Plan on it taking a few months.

An extension of this is the 'repenting bench'.  When a child has broken a rule or had a fight with another, they have to sit on the bench until they can tell you what THEY did wrong.  They can always tell you what their brother or sister did, but it is much harder to recognise their own fault.
Teach the scripture story of the beam and the mote.  Matthew 7:3


Make a Family Rules Chart.

Let the child help you decorate  some poster board with a title. Then together, come up with some family rules.  (Only 2 or 3, you can't teach everything at once.)  And a consequence to go with each rule.
Put it on your fridge and use it.  
The child breaks a rule.
You: "Uh oh, what's on our chart?"  (You're not mad, you knew it was going to happen- alot.)
And calmly carry out the consequence.

A Family Rules chart reduces the amount of bossing you do and  is like a game for the children, while teaching obedience.

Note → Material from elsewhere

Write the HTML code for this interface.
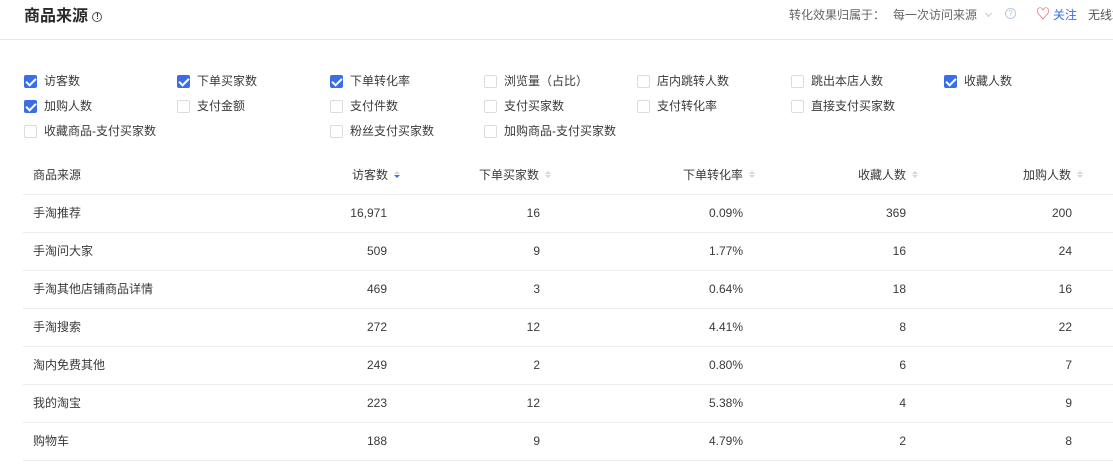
<!DOCTYPE html>
<html><head><meta charset="utf-8"><style>
*{margin:0;padding:0;box-sizing:border-box}
body{width:1113px;height:465px;overflow:hidden;background:#fff;font-family:"Liberation Sans","Noto Sans CJK SC",sans-serif;font-size:12px;color:#3a3a3a;position:relative}
.a{position:absolute;white-space:nowrap;line-height:16px}
.cb{position:absolute;width:13px;height:13px;border:1px solid #dcdcdc;border-radius:2px;background:#fff}
.cb.on{background:#3a6ee8;border-color:#3a6ee8}
.cb.on::after{content:"";position:absolute;left:3px;top:0px;width:4px;height:8px;border:solid #fff;border-width:0 2px 2px 0;transform:rotate(45deg)}
.ln{position:absolute;left:23px;right:0;height:1px;background:#ececec}
.r{text-align:right}
.sort{display:inline-block;width:6px;margin-left:6px;vertical-align:middle;position:relative;top:-1px}
.sort i{display:block;width:0;height:0;border-left:3px solid transparent;border-right:3px solid transparent}
.sort i.u{border-bottom:3px solid #d6d6d6;margin-bottom:1px}
.sort i.d{border-top:3px solid #d6d6d6}
.sort i.d.b{border-top-color:#3a6ee8}
</style></head><body>
<div class="a" style="left:24px;top:7px;font-size:16px;font-weight:bold;line-height:20px;color:#2a2a2a">商品来源 <span style="display:inline-block;width:10px;height:10px;border:1px solid #555;border-radius:50%;font-size:8px;line-height:8px;text-align:center;vertical-align:2px;font-weight:bold">!</span></div>
<div class="a" style="left:789px;top:7px;color:#666">转化效果归属于：</div>
<div class="a" style="left:893px;top:7px;color:#666">每一次访问来源</div>
<div style="position:absolute;left:986px;top:11px;width:5px;height:5px;border:solid #c8c8c8;border-width:0 1px 1px 0;transform:rotate(45deg)"></div>
<div class="a" style="left:1005px;top:8px;width:11px;height:11px;border:1px solid #b9c8e6;border-radius:50%;font-size:8px;line-height:9px;text-align:center;color:#b9c8e6">?</div>
<div class="a" style="left:1036px;top:6px;color:#e0435a;font-size:14px">♡</div>
<div class="a" style="left:1053px;top:7px;color:#3a6ee8">关注</div>
<div class="a" style="left:1088px;top:7px;color:#555">无线端</div>
<div class="ln" style="left:0;top:39px;background:#e8e8e8"></div>

<div class="cb on" style="left:24px;top:75px"></div><div class="a" style="left:44px;top:73px">访客数</div>
<div class="cb on" style="left:177px;top:75px"></div><div class="a" style="left:197px;top:73px">下单买家数</div>
<div class="cb on" style="left:330px;top:75px"></div><div class="a" style="left:350px;top:73px">下单转化率</div>
<div class="cb" style="left:484px;top:75px"></div><div class="a" style="left:504px;top:73px">浏览量（占比）</div>
<div class="cb" style="left:637px;top:75px"></div><div class="a" style="left:657px;top:73px">店内跳转人数</div>
<div class="cb" style="left:791px;top:75px"></div><div class="a" style="left:811px;top:73px">跳出本店人数</div>
<div class="cb on" style="left:944px;top:75px"></div><div class="a" style="left:964px;top:73px">收藏人数</div>

<div class="cb on" style="left:24px;top:100px"></div><div class="a" style="left:44px;top:98px">加购人数</div>
<div class="cb" style="left:177px;top:100px"></div><div class="a" style="left:197px;top:98px">支付金额</div>
<div class="cb" style="left:330px;top:100px"></div><div class="a" style="left:350px;top:98px">支付件数</div>
<div class="cb" style="left:484px;top:100px"></div><div class="a" style="left:504px;top:98px">支付买家数</div>
<div class="cb" style="left:637px;top:100px"></div><div class="a" style="left:657px;top:98px">支付转化率</div>
<div class="cb" style="left:791px;top:100px"></div><div class="a" style="left:811px;top:98px">直接支付买家数</div>

<div class="cb" style="left:24px;top:125px"></div><div class="a" style="left:44px;top:123px">收藏商品-支付买家数</div>
<div class="cb" style="left:330px;top:125px"></div><div class="a" style="left:350px;top:123px">粉丝支付买家数</div>
<div class="cb" style="left:484px;top:125px"></div><div class="a" style="left:504px;top:123px">加购商品-支付买家数</div>

<div class="a" style="left:33px;top:167px">商品来源</div>
<div class="a r" style="right:713px;top:167px">访客数<span class="sort"><i class="u"></i><i class="d b"></i></span></div>
<div class="a r" style="right:562px;top:167px">下单买家数<span class="sort"><i class="u"></i><i class="d"></i></span></div>
<div class="a r" style="right:358px;top:167px">下单转化率<span class="sort"><i class="u"></i><i class="d"></i></span></div>
<div class="a r" style="right:195px;top:167px">收藏人数<span class="sort"><i class="u"></i><i class="d"></i></span></div>
<div class="a r" style="right:30px;top:167px">加购人数<span class="sort"><i class="u"></i><i class="d"></i></span></div>

<div class="ln" style="top:194px"></div>
<div class="ln" style="top:232px"></div>
<div class="ln" style="top:270px"></div>
<div class="ln" style="top:308px"></div>
<div class="ln" style="top:346px"></div>
<div class="ln" style="top:384px"></div>
<div class="ln" style="top:422px"></div>
<div class="ln" style="top:460px"></div>

<div style="position:absolute;left:0;top:205px;width:1113px">
<div class="a" style="left:33px;top:0">手淘推荐</div><div class="a r" style="right:726px;top:0">16,971</div><div class="a r" style="right:573px;top:0">16</div><div class="a r" style="right:370px;top:0">0.09%</div><div class="a r" style="right:207px;top:0">369</div><div class="a r" style="right:41px;top:0">200</div>
<div class="a" style="left:33px;top:38px">手淘问大家</div><div class="a r" style="right:726px;top:38px">509</div><div class="a r" style="right:573px;top:38px">9</div><div class="a r" style="right:370px;top:38px">1.77%</div><div class="a r" style="right:207px;top:38px">16</div><div class="a r" style="right:41px;top:38px">24</div>
<div class="a" style="left:33px;top:76px">手淘其他店铺商品详情</div><div class="a r" style="right:726px;top:76px">469</div><div class="a r" style="right:573px;top:76px">3</div><div class="a r" style="right:370px;top:76px">0.64%</div><div class="a r" style="right:207px;top:76px">18</div><div class="a r" style="right:41px;top:76px">16</div>
<div class="a" style="left:33px;top:114px">手淘搜索</div><div class="a r" style="right:726px;top:114px">272</div><div class="a r" style="right:573px;top:114px">12</div><div class="a r" style="right:370px;top:114px">4.41%</div><div class="a r" style="right:207px;top:114px">8</div><div class="a r" style="right:41px;top:114px">22</div>
<div class="a" style="left:33px;top:152px">淘内免费其他</div><div class="a r" style="right:726px;top:152px">249</div><div class="a r" style="right:573px;top:152px">2</div><div class="a r" style="right:370px;top:152px">0.80%</div><div class="a r" style="right:207px;top:152px">6</div><div class="a r" style="right:41px;top:152px">7</div>
<div class="a" style="left:33px;top:190px">我的淘宝</div><div class="a r" style="right:726px;top:190px">223</div><div class="a r" style="right:573px;top:190px">12</div><div class="a r" style="right:370px;top:190px">5.38%</div><div class="a r" style="right:207px;top:190px">4</div><div class="a r" style="right:41px;top:190px">9</div>
<div class="a" style="left:33px;top:228px">购物车</div><div class="a r" style="right:726px;top:228px">188</div><div class="a r" style="right:573px;top:228px">9</div><div class="a r" style="right:370px;top:228px">4.79%</div><div class="a r" style="right:207px;top:228px">2</div><div class="a r" style="right:41px;top:228px">8</div>
</div>
</body></html>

There needs to be a bottom line- you know, like your bank account where you rarely get to the bottom line.......?
Your child knows there is a point where he cannot pass.  You rarely go there, but it is there.

We spank rarely, never in anger, leaving them to think about it afterwards , then showing an increase in love. D&C 121:43.

This is for behaviours which must not be repeated even one more time.  For example physical danger or character danger such as outright defiance.